Don’t expect her to apologize for comfort eating

Jun 9, 2015 12:21 GMT  ·  By
Tess Holliday is a US size 22 (UK 26) and she doesn't mind being called "fat:" "It's just a word."
   Tess Holliday is a US size 22 (UK 26) and she doesn't mind being called "fat:" "It's just a word."

Since January this year, when she signed with plus-size modeling agency MiLk and became the heaviest plus-size model ever signed, the name Tess Holliday has been thrown around in conversation a lot. The number one reason this happened is that she’s gorgeous. The second is that she’s overweight.

Tess is a US size 22, in an industry where “plus-size” is usually no higher than a US size 16, and in a world in which the average dress size for women is US 14. She is a large woman, and because she’s now a legitimate model and being hailed as a role model online, she’s also accused of “promoting” an unhealthy lifestyle by opposing an obese figure to the stick-thin figures of “traditional” models.

Call her fat, Tess doesn’t mind

The reasoning of those who criticize Tess as a model and this new tendency to embrace progressively heavier girls in fashion, is this: stick-thin, size 0 to 4 girls are unhealthy role models for impressionable young women and girls, because they have figures attainable only through strict dieting and, occasionally, even starvation.

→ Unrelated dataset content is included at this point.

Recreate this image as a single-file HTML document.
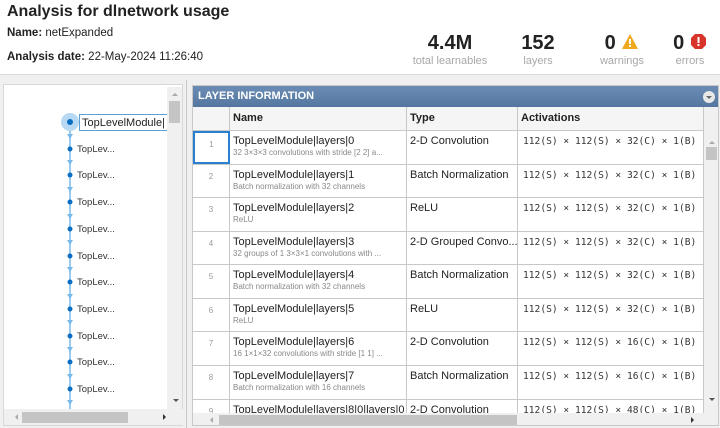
<!DOCTYPE html>
<html><head><meta charset="utf-8"><style>
*{margin:0;padding:0;box-sizing:border-box}
body{width:720px;height:428px;overflow:hidden;background:#f0f0f0;font-family:"Liberation Sans",Arial,sans-serif;position:relative}
.hdr{position:absolute;left:0;top:0;width:720px;height:75px;background:#fff;border-bottom:1px solid #dcdcdc}
.a{position:absolute;white-space:nowrap}
.stat{position:absolute;text-align:center;white-space:nowrap}
.big{font-size:20px;font-weight:bold;color:#222}
.lbl{font-size:11px;color:#a8a8a8}
.tree{position:absolute;left:3px;top:84px;width:180px;height:342px;background:#fff;border:1px solid #d8d8d8}
.tbl{position:absolute;left:192px;top:85px;width:527px;height:341px;background:#fff;border:1px solid #c8c8c8;overflow:hidden}
.title{position:absolute;left:0;top:0;width:527px;height:21px;background:linear-gradient(#6b8db5,#55779f);color:#fff;font-size:11px;font-weight:bold;line-height:21px;padding-left:5px}
.row{position:absolute;left:0;width:511px;border-bottom:1px solid #c8c8c8;font-family:"Liberation Sans",sans-serif}
.c{position:absolute;top:0;bottom:0;border-right:1px solid #c8c8c8}
.num{font-size:8px;color:#999;text-align:center;padding-top:7px}
.nm{font-size:11px;color:#222;padding:4px 0 0 3px;white-space:nowrap;overflow:hidden}
.nm small{display:block;font-size:8px;color:#888;margin-top:1px}
.ty{font-size:11px;color:#222;padding:4px 0 0 3px;white-space:nowrap;overflow:hidden}
.ac{font-family:"DejaVu Sans Mono","Liberation Mono",monospace;font-size:9.6px;color:#333;padding:5px 0 0 5px;white-space:nowrap;overflow:hidden}
.hd{font-weight:bold;font-size:11px;color:#222;padding:5px 0 0 3px}
</style></head><body>
<div class="hdr">
<div class="a" style="left:7px;top:3px;font-size:16px;font-weight:bold;color:#222">Analysis for dlnetwork usage</div>
<div class="a" style="left:7px;top:27px;font-size:11.5px;color:#222"><b>Name:</b> netExpanded</div>
<div class="a" style="left:7px;top:51px;font-size:11.5px;color:#222"><b>Analysis date:</b> 22-May-2024 11:26:40</div>
<div class="stat" style="left:410px;top:32px;width:80px"><div class="big">4.4M</div><div class="lbl">total learnables</div></div>
<div class="stat" style="left:508px;top:32px;width:60px"><div class="big">152</div><div class="lbl">layers</div></div>
<div class="stat" style="left:592px;top:32px;width:60px"><div class="big">0 <svg width="18" height="17" viewBox="0 0 18 17" style="vertical-align:-1px"><path d="M9 1L17 16H1Z" fill="#f0a81e"/><rect x="8" y="6" width="2" height="5" fill="#fff"/><rect x="8" y="12" width="2" height="2" fill="#fff"/></svg></div><div class="lbl">warnings</div></div>
<div class="stat" style="left:660px;top:32px;width:60px"><div class="big">0 <svg width="17" height="17" viewBox="0 0 17 17" style="vertical-align:-1px"><path d="M5 1H12L16 5V12L12 16H5L1 12V5Z" fill="#d9342b"/><rect x="7.5" y="4" width="2" height="6" fill="#fff"/><rect x="7.5" y="11" width="2" height="2" fill="#fff"/></svg></div><div class="lbl">errors</div></div>
</div>
<div class="a" style="left:186px;top:80px;width:1px;height:348px;background:#c8c8c8"></div>
<div class="tree">
<svg width="180" height="342" style="position:absolute;left:0;top:0">
<line x1="66" y1="36" x2="66" y2="326" stroke="#9ccbf0" stroke-width="2"/>
<circle cx="66" cy="37" r="9" fill="#b8d9f3"/><circle cx="66" cy="37" r="3" fill="#0a6fc2"/>
<g fill="#7ab8e8">
<path d="M63 49h6l-3 5z"/><path d="M63 75h6l-3 5z"/><path d="M63 102h6l-3 5z"/><path d="M63 129h6l-3 5z"/><path d="M63 155h6l-3 5z"/><path d="M63 182h6l-3 5z"/><path d="M63 209h6l-3 5z"/><path d="M63 235h6l-3 5z"/><path d="M63 262h6l-3 5z"/><path d="M63 289h6l-3 5z"/><path d="M63 315h6l-3 5z"/>
</g>
<g fill="#0a6fc2">
<circle cx="66" cy="64" r="2.5"/><circle cx="66" cy="90" r="2.5"/><circle cx="66" cy="117" r="2.5"/><circle cx="66" cy="144" r="2.5"/><circle cx="66" cy="171" r="2.5"/><circle cx="66" cy="197" r="2.5"/><circle cx="66" cy="224" r="2.5"/><circle cx="66" cy="251" r="2.5"/><circle cx="66" cy="277" r="2.5"/><circle cx="66" cy="304" r="2.5"/>
</g>
<g font-family="Liberation Sans" font-size="9.5" fill="#333">
<text x="73" y="67">TopLev...</text><text x="73" y="93">TopLev...</text><text x="73" y="120">TopLev...</text><text x="73" y="147">TopLev...</text><text x="73" y="174">TopLev...</text><text x="73" y="200">TopLev...</text><text x="73" y="227">TopLev...</text><text x="73" y="254">TopLev...</text><text x="73" y="280">TopLev...</text><text x="73" y="307">TopLev...</text>
</g>
<rect x="75.5" y="29.5" width="90" height="16" fill="#fff" stroke="#5ca0d8"/>
<text x="78" y="41" font-family="Liberation Sans" font-size="11" fill="#222">TopLevelModule|</text>
<rect x="163" y="2" width="15" height="322" fill="#f0f0f0"/>
<rect x="165" y="16" width="11" height="22" fill="#c4c4c4"/>
<path d="M168 11l3-3 3 3z" fill="#aaa"/><path d="M169 314l3 3 3-3z" fill="#555"/>
<rect x="0" y="324" width="180" height="16" fill="#f0f0f0"/>
<rect x="18" y="327" width="106" height="11" fill="#c4c4c4"/>
<path d="M11 332l3-3v6z" fill="#aaa"/><path d="M159 329l3 3-3 3z" fill="#333"/>
</svg>
</div>
<div class="tbl">
<div class="title">LAYER INFORMATION
<svg width="14" height="14" style="position:absolute;right:4px;top:4px"><circle cx="7" cy="7" r="6" fill="#e8e8e8"/><path d="M4 6h6l-3 3z" fill="#666"/></svg></div>
<div class="row" style="top:21px;height:24px;background:#f5f5f5">
<div class="c" style="left:0;width:37px"></div>
<div class="c hd" style="left:37px;width:177px">Name</div>
<div class="c hd" style="left:214px;width:111px">Type</div>
<div class="c hd" style="left:325px;width:186px">Activations</div>
</div>
<div class="row" style="top:45px;height:34px"><div class="c num" style="left:0;width:37px;border:2px solid #2a7fd0">1</div><div class="c nm" style="left:37px;width:177px">TopLevelModule|layers|0<small>32 3×3×3 convolutions with stride [2 2] a...</small></div><div class="c ty" style="left:214px;width:111px">2-D Convolution</div><div class="c ac" style="left:325px;width:186px">112(S) × 112(S) × 32(C) × 1(B)</div></div>
<div class="row" style="top:79px;height:33px"><div class="c num" style="left:0;width:37px">2</div><div class="c nm" style="left:37px;width:177px">TopLevelModule|layers|1<small>Batch normalization with 32 channels</small></div><div class="c ty" style="left:214px;width:111px">Batch Normalization</div><div class="c ac" style="left:325px;width:186px">112(S) × 112(S) × 32(C) × 1(B)</div></div>
<div class="row" style="top:112px;height:34px"><div class="c num" style="left:0;width:37px">3</div><div class="c nm" style="left:37px;width:177px">TopLevelModule|layers|2<small>ReLU</small></div><div class="c ty" style="left:214px;width:111px">ReLU</div><div class="c ac" style="left:325px;width:186px">112(S) × 112(S) × 32(C) × 1(B)</div></div>
<div class="row" style="top:146px;height:33px"><div class="c num" style="left:0;width:37px">4</div><div class="c nm" style="left:37px;width:177px">TopLevelModule|layers|3<small>32 groups of 1 3×3×1 convolutions with ...</small></div><div class="c ty" style="left:214px;width:111px">2-D Grouped Convo...</div><div class="c ac" style="left:325px;width:186px">112(S) × 112(S) × 32(C) × 1(B)</div></div>
<div class="row" style="top:179px;height:34px"><div class="c num" style="left:0;width:37px">5</div><div class="c nm" style="left:37px;width:177px">TopLevelModule|layers|4<small>Batch normalization with 32 channels</small></div><div class="c ty" style="left:214px;width:111px">Batch Normalization</div><div class="c ac" style="left:325px;width:186px">112(S) × 112(S) × 32(C) × 1(B)</div></div>
<div class="row" style="top:213px;height:33px"><div class="c num" style="left:0;width:37px">6</div><div class="c nm" style="left:37px;width:177px">TopLevelModule|layers|5<small>ReLU</small></div><div class="c ty" style="left:214px;width:111px">ReLU</div><div class="c ac" style="left:325px;width:186px">112(S) × 112(S) × 32(C) × 1(B)</div></div>
<div class="row" style="top:246px;height:34px"><div class="c num" style="left:0;width:37px">7</div><div class="c nm" style="left:37px;width:177px">TopLevelModule|layers|6<small>16 1×1×32 convolutions with stride [1 1] ...</small></div><div class="c ty" style="left:214px;width:111px">2-D Convolution</div><div class="c ac" style="left:325px;width:186px">112(S) × 112(S) × 16(C) × 1(B)</div></div>
<div class="row" style="top:280px;height:34px"><div class="c num" style="left:0;width:37px">8</div><div class="c nm" style="left:37px;width:177px">TopLevelModule|layers|7<small>Batch normalization with 16 channels</small></div><div class="c ty" style="left:214px;width:111px">Batch Normalization</div><div class="c ac" style="left:325px;width:186px">112(S) × 112(S) × 16(C) × 1(B)</div></div>
<div class="row" style="top:314px;height:34px"><div class="c num" style="left:0;width:37px">9</div><div class="c nm" style="left:37px;width:177px">TopLevelModule|layers|8|0|layers|0</div><div class="c ty" style="left:214px;width:111px">2-D Convolution</div><div class="c ac" style="left:325px;width:186px">112(S) × 112(S) × 48(C) × 1(B)</div></div>
<div class="a" style="left:511px;top:21px;width:16px;height:306px;background:#f0f0f0"></div>
<svg class="a" style="left:511px;top:45px" width="16" height="290"><path d="M5 13l3-3 3 3z" fill="#aaa"/><rect x="2" y="16" width="11" height="13" fill="#c4c4c4"/><path d="M5 267l3 3 3-3z" fill="#555"/></svg>
<div class="a" style="left:0;top:327px;width:527px;height:14px;background:#f0f0f0"></div>
<svg class="a" style="left:0;top:327px" width="527" height="14"><path d="M17 7l3-3v6z" fill="#aaa"/><rect x="26" y="2" width="298" height="10" fill="#c4c4c4"/><path d="M498 4l3 3-3 3z" fill="#333"/></svg>
</div>
</body></html>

However, having a size 22 girl as a model doesn’t reflect reality either: because the average dress size in the US is a 14, you can’t have a girl as Tess be representative of the regular woman. She is overweight and she is probably unhealthy as well, so she shouldn’t be on billboards and in fashion magazines, because it sends the message that a body like hers is ok to have.

In other words, Tess is guilty of being too fat to model, to put it bluntly.

In her latest interview with The Guardian, she concedes: yes, she’s fat and she knows it. However, just being fat isn’t enough of a reason to deny her a career as a model.

“To me it’s just a word, but it wasn’t until I discovered the body positive community that I became OK with it. I’ve been called fat my whole life,” she says. “I am fat, so it’s kind of silly to get mad about it. [But], you know, no one is coming at celebrities for smoking two packs of cigarettes. Or people who post a photo with their drink at the end of the day. So why is it OK to do that to me? Life is [expletive]-y, so why would you judge somebody for dealing with it in the best way they can?”

No apologies

Tess is a comfort eater and she has no intention of apologizing for it. Nonetheless, she insists that she’s not the kind to throw all caution out the window: if you think she’s gotten to this weight by eating around the clock, you’re wrong.

As she puts it, if she’s had a long day and she feels like having a hot chocolate with a croissant, she will have that treat. She won’t make a habit of it and have it each night or every day for breakfast, lunch and dinner, but she won’t deprive herself of life’s pleasures just because the world thinks she should.

Tess is done apologizing for who she is and what she does. Half of the world is already embracing her as a model, so she will build the career she always dreamed of having. For the other half, made of those who criticize her or leave her nasty comments on social media, she has this message: it’s ok, she can live knowing you don’t support her, she doesn’t care.